Dataset extract ->
-- BEGIN --
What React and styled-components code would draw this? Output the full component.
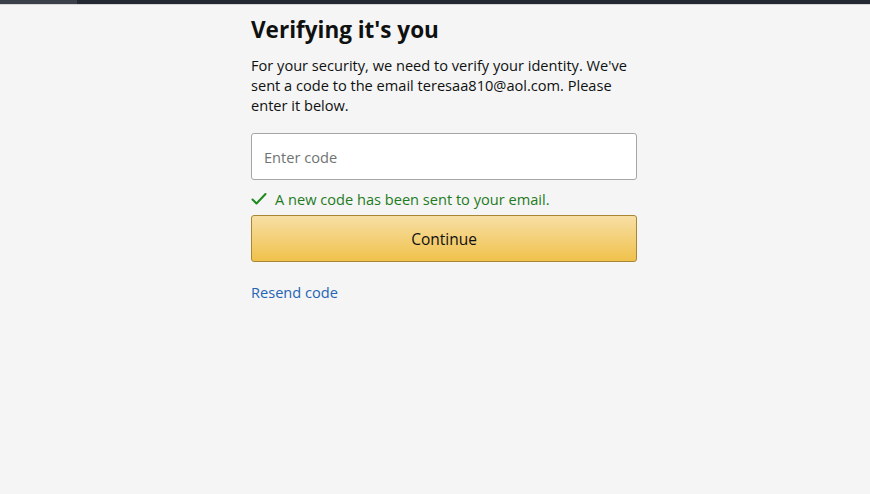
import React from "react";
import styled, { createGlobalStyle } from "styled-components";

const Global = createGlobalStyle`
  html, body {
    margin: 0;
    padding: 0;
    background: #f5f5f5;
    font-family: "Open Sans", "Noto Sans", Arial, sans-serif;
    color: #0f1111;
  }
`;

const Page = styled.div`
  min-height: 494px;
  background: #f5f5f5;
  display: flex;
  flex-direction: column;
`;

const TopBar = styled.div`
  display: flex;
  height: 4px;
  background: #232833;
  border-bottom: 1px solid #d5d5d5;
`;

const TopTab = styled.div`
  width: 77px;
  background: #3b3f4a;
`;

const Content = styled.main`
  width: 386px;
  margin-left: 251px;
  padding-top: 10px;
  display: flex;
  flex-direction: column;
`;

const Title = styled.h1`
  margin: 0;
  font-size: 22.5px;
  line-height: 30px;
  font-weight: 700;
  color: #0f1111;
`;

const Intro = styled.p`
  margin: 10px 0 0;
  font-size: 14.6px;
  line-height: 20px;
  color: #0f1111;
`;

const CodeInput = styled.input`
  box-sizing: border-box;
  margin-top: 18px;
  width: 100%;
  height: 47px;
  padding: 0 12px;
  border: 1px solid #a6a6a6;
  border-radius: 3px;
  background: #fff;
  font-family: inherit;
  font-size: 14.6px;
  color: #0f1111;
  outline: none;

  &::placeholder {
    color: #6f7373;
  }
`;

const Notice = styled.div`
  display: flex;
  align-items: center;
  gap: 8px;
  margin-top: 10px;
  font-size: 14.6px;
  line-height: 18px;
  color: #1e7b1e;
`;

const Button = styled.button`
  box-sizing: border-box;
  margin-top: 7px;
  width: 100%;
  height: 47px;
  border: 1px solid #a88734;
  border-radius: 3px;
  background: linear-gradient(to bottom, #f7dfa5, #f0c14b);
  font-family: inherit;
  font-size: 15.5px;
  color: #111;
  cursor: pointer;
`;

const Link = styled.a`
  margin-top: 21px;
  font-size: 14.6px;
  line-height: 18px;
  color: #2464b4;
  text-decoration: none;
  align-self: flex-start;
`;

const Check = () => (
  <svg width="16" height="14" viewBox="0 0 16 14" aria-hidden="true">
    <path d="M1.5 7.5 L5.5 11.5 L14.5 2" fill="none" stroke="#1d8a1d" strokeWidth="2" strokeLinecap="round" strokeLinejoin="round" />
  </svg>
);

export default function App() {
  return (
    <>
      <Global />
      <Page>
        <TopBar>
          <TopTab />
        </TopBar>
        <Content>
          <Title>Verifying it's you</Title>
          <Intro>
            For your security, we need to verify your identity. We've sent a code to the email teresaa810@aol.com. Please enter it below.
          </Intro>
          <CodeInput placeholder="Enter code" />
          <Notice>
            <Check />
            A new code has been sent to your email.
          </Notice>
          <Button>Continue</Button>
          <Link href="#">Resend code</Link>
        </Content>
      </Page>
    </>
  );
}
-- END --
Instruction ->
Return each line exactly as written. Any picture gets left out.

Complete response ->
What React and styled-components code would draw this? Output the full component.
import React from "react";
import styled, { createGlobalStyle } from "styled-components";

const Global = createGlobalStyle`
  html, body {
    margin: 0;
    padding: 0;
    background: #f5f5f5;
    font-family: "Open Sans", "Noto Sans", Arial, sans-serif;
    color: #0f1111;
  }
`;

const Page = styled.div`
  min-height: 494px;
  background: #f5f5f5;
  display: flex;
  flex-direction: column;
`;

const TopBar = styled.div`
  display: flex;
  height: 4px;
  background: #232833;
  border-bottom: 1px solid #d5d5d5;
`;

const TopTab = styled.div`
  width: 77px;
  background: #3b3f4a;
`;

const Content = styled.main`
  width: 386px;
  margin-left: 251px;
  padding-top: 10px;
  display: flex;
  flex-direction: column;
`;

const Title = styled.h1`
  margin: 0;
  font-size: 22.5px;
  line-height: 30px;
  font-weight: 700;
  color: #0f1111;
`;

const Intro = styled.p`
  margin: 10px 0 0;
  font-size: 14.6px;
  line-height: 20px;
  color: #0f1111;
`;

const CodeInput = styled.input`
  box-sizing: border-box;
  margin-top: 18px;
  width: 100%;
  height: 47px;
  padding: 0 12px;
  border: 1px solid #a6a6a6;
  border-radius: 3px;
  background: #fff;
  font-family: inherit;
  font-size: 14.6px;
  color: #0f1111;
  outline: none;

  &::placeholder {
    color: #6f7373;
  }
`;

const Notice = styled.div`
  display: flex;
  align-items: center;
  gap: 8px;
  margin-top: 10px;
  font-size: 14.6px;
  line-height: 18px;
  color: #1e7b1e;
`;

const Button = styled.button`
  box-sizing: border-box;
  margin-top: 7px;
  width: 100%;
  height: 47px;
  border: 1px solid #a88734;
  border-radius: 3px;
  background: linear-gradient(to bottom, #f7dfa5, #f0c14b);
  font-family: inherit;
  font-size: 15.5px;
  color: #111;
  cursor: pointer;
`;

const Link = styled.a`
  margin-top: 21px;
  font-size: 14.6px;
  line-height: 18px;
  color: #2464b4;
  text-decoration: none;
  align-self: flex-start;
`;

const Check = () => (
  <svg width="16" height="14" viewBox="0 0 16 14" aria-hidden="true">
    <path d="M1.5 7.5 L5.5 11.5 L14.5 2" fill="none" stroke="#1d8a1d" strokeWidth="2" strokeLinecap="round" strokeLinejoin="round" />
  </svg>
);

export default function App() {
  return (
    <>
      <Global />
      <Page>
        <TopBar>
          <TopTab />
        </TopBar>
        <Content>
          <Title>Verifying it's you</Title>
          <Intro>
            For your security, we need to verify your identity. We've sent a code to the email teresaa810@aol.com. Please enter it below.
          </Intro>
          <CodeInput placeholder="Enter code" />
          <Notice>
            <Check />
            A new code has been sent to your email.
          </Notice>
          <Button>Continue</Button>
          <Link href="#">Resend code</Link>
        </Content>
      </Page>
    </>
  );
}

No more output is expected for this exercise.